El dato, por sí solo, igual dice poco. Si se le añade que desde el año 95 la deuda no ha parado de crecer o que en el último año ha crecido un 17 %, nos hacemos ya una idea de la tendencia que han seguido los gobiernos autonómicos en estos años: tanto en la bonanza como en la recesión, han tirado cada vez más de endeudamiento. Unos más que otros, también es cierto: la horquilla va de los 42.000 millones que debe Catalunya a los 900 millones de La Rioja.

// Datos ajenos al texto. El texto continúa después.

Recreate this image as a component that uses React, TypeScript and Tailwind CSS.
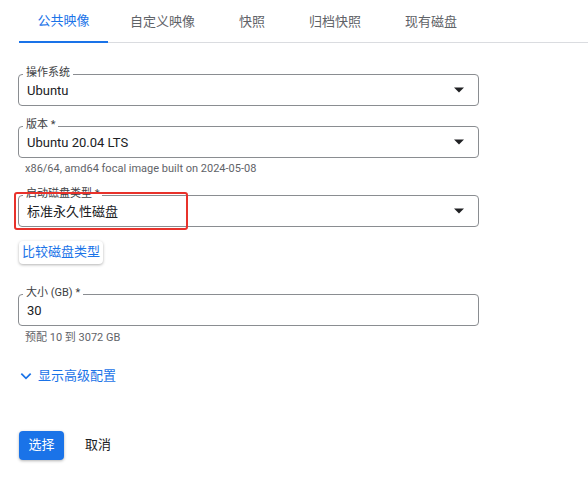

Los tres puestos de cabeza en deuda, por detrás de Catalunya, les corresponden a la Comunidad Valenciana, Madrid y Andalucía. Es cierto que la cuantía de la deuda está en niveles equiparables a otras regiones europeas, pero el problema de las comunidades españolas es que lo tienen crudo, ahora mismo, para financiarse. No pueden vender bonos porque no hay quien se los compre, y eso complica la refinanciación de la deuda que ya tienen y, en el peor de los casos, el funcionamiento de los servicios que ya prestan -lo ocurrido en Valencia o Cantabria con los colegios es un ejemplo-. En su empeño por ir menguando el tamaño de las administraciones públicas, tiene prometido el gobierno Rajoy meterle mano al sector público.
Bien es verdad que, hasta la fecha, las medidas en este ámbito han sido poco menos que testimoniales. No hay todavía un plan que merezca tal nombre de reducción del sector público autonómico y apenas hay cambios, de momento, en las grandes empresas públicas que controla el Estado. Se ha puesto tope a los salarios de los ejecutivos y al tamaño de los consejos de administración, pero no se ha deshecho aún el Estado de empresas susceptibles de ser privatizadas (el argumento es que vender ahora sería malvender, porque no hay mercado para obtener buen precio).
El gobierno no entra aún con el buldozer, digamos, pero sí nos saca palomitas, pitas pitas, para tenernos entretenidos. Y así, ha informado hoy de que se deshace de cuarenta y cinco sociedades, que algunas eran todas suyas y otras, en parte. Empresitas que se crearon hace años y ahí se quedaron, apolilladas pero con consejos de administración que aún funcionaban. Como Barcelona Holding Olímpico, Remolques marítimos, la Sociedad Pública de Alquiler o la más marciana de todas, Carmen, la comida de España 1992, una compañía que se creó para promover la dieta mediterránea con alimentos preparados y cafeterías en las estaciones de tren en la que el Estado aún tiene una participación minoritaria. A la espera del buldozer, Soraya ha entrado en el trastero de las sociedades inútiles con escoba y recogedor para hacer limpieza.